GIVEN DATA ▸
--- Begin ---
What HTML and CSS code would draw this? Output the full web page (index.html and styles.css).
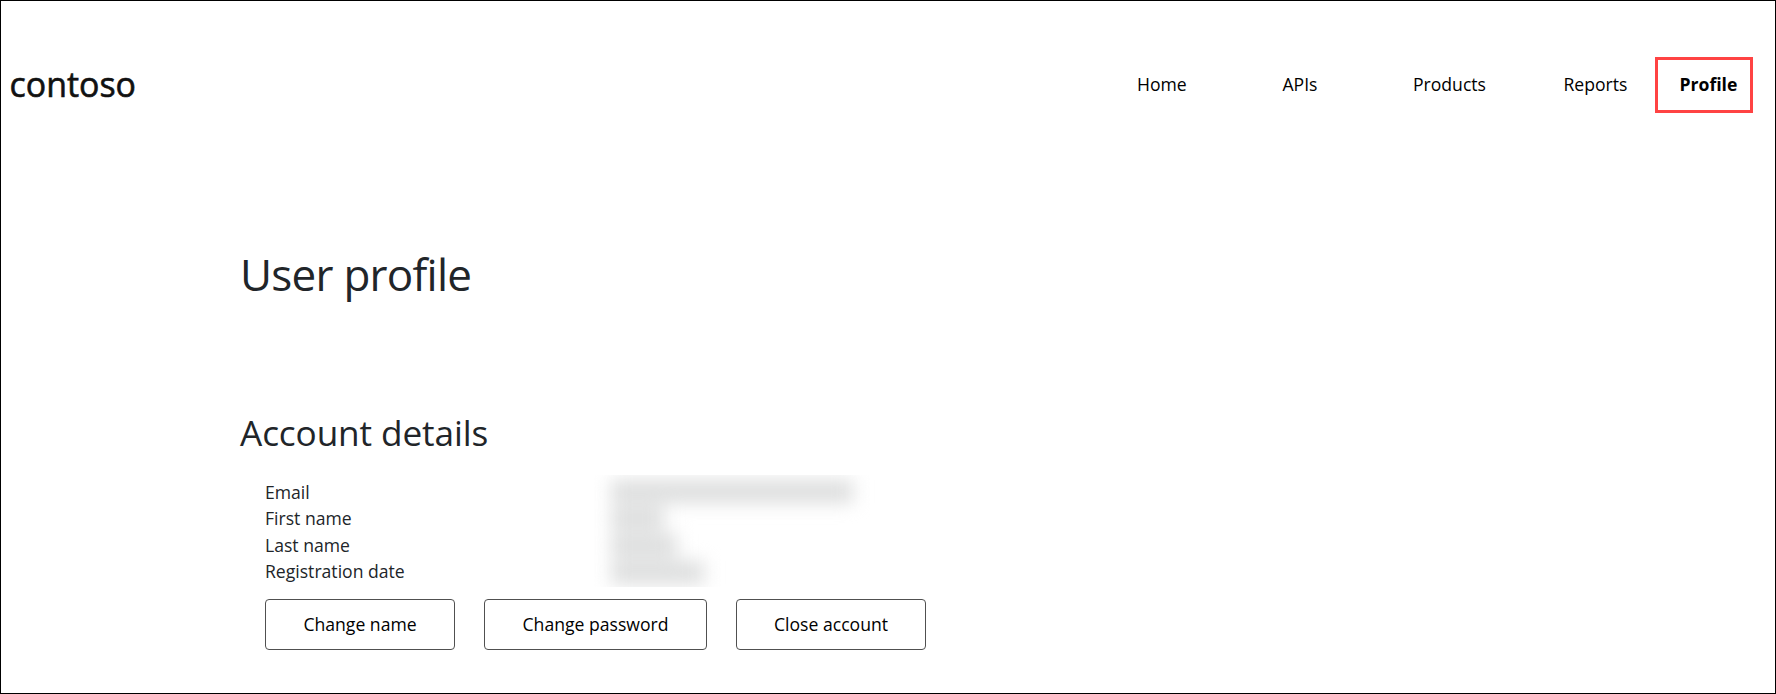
--- End ---
--- Begin ---
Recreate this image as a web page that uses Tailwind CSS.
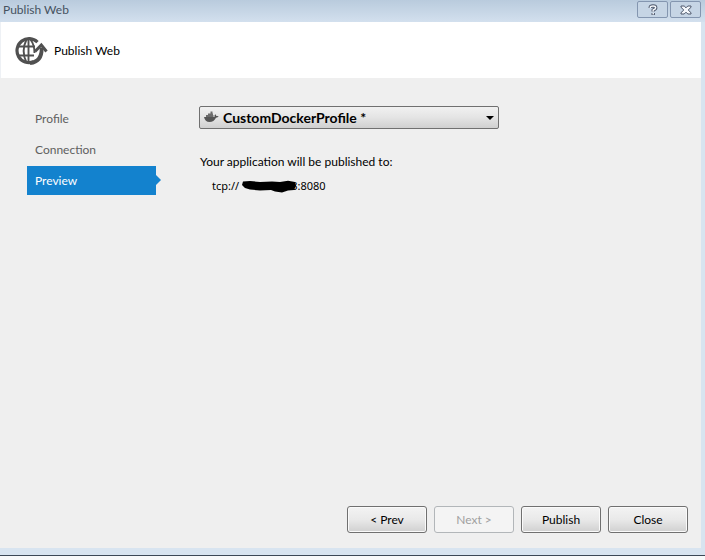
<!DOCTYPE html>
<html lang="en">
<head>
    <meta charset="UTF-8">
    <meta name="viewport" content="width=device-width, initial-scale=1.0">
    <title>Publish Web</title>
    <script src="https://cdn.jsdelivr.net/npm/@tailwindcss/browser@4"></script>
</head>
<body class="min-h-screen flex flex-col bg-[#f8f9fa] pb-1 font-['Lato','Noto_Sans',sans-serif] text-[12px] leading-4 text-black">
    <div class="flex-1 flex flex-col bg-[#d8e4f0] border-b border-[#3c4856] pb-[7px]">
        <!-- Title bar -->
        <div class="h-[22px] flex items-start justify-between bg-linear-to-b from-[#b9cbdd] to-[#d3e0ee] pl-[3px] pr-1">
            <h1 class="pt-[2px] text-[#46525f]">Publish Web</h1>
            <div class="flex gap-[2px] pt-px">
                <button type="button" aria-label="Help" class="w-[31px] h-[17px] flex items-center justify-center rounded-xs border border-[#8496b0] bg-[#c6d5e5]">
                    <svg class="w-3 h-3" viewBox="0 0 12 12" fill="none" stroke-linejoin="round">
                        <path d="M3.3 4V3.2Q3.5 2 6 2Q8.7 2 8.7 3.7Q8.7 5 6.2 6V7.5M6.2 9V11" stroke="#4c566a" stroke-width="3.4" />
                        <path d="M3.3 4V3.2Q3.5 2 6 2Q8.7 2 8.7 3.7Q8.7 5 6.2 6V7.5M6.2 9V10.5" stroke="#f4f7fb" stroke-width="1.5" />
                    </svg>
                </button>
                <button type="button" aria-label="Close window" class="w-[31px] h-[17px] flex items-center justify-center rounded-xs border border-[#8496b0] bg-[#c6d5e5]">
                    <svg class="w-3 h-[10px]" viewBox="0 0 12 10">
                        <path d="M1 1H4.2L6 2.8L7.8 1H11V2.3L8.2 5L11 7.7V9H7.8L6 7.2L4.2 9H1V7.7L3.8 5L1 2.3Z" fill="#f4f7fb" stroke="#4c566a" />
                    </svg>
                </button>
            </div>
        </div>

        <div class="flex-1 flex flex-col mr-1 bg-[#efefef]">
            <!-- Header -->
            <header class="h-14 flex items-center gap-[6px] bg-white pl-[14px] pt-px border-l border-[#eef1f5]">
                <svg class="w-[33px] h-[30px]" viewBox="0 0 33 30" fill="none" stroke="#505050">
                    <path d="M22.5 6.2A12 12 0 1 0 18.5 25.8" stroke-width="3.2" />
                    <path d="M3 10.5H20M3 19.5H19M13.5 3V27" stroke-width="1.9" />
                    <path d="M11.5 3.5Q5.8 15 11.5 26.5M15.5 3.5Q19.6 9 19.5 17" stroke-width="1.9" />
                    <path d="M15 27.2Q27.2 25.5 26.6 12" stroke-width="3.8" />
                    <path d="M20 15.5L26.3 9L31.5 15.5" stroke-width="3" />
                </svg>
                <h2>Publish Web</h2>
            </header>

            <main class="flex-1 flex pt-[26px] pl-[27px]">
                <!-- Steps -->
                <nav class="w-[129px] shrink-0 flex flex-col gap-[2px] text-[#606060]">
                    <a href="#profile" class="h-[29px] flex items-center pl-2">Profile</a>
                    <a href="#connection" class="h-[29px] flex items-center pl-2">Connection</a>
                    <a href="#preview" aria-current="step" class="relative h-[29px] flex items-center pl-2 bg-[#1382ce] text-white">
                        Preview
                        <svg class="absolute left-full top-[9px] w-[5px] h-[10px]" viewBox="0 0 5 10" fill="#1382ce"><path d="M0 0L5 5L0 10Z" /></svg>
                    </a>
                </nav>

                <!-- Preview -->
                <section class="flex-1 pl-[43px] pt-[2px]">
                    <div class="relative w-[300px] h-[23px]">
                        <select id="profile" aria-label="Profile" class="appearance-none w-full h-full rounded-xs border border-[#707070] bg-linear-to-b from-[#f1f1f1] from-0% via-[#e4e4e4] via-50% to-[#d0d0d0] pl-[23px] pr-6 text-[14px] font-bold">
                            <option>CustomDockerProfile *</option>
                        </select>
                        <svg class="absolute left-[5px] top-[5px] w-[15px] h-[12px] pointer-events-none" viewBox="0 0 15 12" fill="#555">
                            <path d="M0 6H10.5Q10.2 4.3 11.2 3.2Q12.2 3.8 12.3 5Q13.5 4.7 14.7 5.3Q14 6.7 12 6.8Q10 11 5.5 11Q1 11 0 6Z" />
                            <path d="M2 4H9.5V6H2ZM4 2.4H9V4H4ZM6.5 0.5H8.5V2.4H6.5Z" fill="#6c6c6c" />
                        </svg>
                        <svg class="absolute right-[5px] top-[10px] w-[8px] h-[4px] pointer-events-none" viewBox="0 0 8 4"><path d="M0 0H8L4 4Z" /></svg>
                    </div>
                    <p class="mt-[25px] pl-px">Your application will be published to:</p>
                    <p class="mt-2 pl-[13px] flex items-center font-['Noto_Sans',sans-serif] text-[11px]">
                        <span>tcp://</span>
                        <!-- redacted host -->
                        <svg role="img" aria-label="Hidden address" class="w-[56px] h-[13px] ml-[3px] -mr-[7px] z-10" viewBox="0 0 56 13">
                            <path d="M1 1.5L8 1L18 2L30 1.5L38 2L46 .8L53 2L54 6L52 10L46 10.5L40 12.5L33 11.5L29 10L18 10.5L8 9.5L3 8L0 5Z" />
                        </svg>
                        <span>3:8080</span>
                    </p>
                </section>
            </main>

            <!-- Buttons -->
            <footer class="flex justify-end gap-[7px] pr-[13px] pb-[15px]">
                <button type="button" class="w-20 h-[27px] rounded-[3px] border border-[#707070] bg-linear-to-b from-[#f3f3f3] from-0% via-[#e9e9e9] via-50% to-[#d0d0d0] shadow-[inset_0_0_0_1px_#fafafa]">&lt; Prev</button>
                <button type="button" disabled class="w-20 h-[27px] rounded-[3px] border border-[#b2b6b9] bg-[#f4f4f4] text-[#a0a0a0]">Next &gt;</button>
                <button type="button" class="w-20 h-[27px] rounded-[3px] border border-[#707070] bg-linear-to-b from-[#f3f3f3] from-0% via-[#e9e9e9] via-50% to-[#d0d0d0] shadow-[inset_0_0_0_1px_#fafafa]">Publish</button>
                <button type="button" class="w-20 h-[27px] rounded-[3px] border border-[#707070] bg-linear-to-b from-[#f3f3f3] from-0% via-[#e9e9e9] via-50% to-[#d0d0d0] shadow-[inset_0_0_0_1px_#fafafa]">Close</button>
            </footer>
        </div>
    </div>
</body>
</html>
--- End ---
SHORT TASK ▸ Sift the material for lines with the string "html". Copy each one found.

PROBLEM SOLUTION ▸
What HTML and CSS code would draw this? Output the full web page (index.html and styles.css).
<!DOCTYPE html>
<html lang="en">
</html>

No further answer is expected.